O meu muito é, realmente, bem pouco. Não só pelas coisas realizáveis, mas também pelas minhas vontades. Por querer descobrir coisas mínimas do teu dia e compartilhar contigo coisas absurdas aos insensíveis; por querer te dar um abraço forte de bom dia e querer errar o ponto do teu café fraco com todos os meus dotes culinários. Enquanto minha lucidez se tele-transporta pra perto de ti segundos passam e refletem uma imensidão.
A tradução de imensidão, pra mim, são todos os detalhes, todas as imperfeições, todas as singularidades da tua pessoa. Mesmo quando eu acho tudo parecido demais comigo, tudo tão familiar e me assusto mesmo assim.
Hoje é Dia das Crianças, lembro de ti falando que era meu dia, mesmo eu não me sentindo nenhuma criança perto de ti. Lembro da mãe hoje de manhã cedo me abraçando e me entregando dois pacotinhos: dentro deles, chocolate e um livrinho. "Sorrir" dizia na capa, ela dizia que tinha achado a minha cara.
"Você sorria e falava comigo sobre coisa nenhuma e eu sentia que tinha esperado por isso tempo demais", eu e minha mania de bisbilhotar livros ao contrário, essa era a última página. E eu sentia, mais uma vez, que o meu muito, o que me faz muito feliz é realmente muito pouco. Muito simples, muito pouco mas muito para mim. Um universo que abrange de olhares e coisas-nenhumas que valem mais que mil palavras.

Não me arrependo e não trocaria essas alegrias por coisas poucas. Não mesmo.

quarta-feira, 1 de outubro de 2008

"Talvez sejam só fazes, ou nem isso. Talvez sejam só dias ruins, mesmo. Ou horas ruins. O único problema é que eu nunca sei lidar ou reagir a esses dias. Às vezes a distância mais mínima faz com que eu me sinta sem rumo, faz com que eu me sinta sem saber se tudo é do mesmo jeito e se até o que eu sinto continua igual.
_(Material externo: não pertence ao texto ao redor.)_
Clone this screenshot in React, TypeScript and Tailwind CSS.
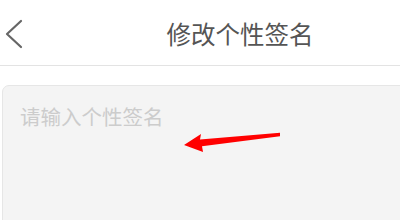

Na maioria das vezes até continua, sempre mais, sempre maior... Mas a idéia de não ter alguns sentimentos tão próximos e algumas presenças tão presentes em mim me assustam de uma forma inenarrável. (...)"


parte-começo da pseudo-carta que eu escrevi no meio da aula de física, sem controlar a mente e os olhos.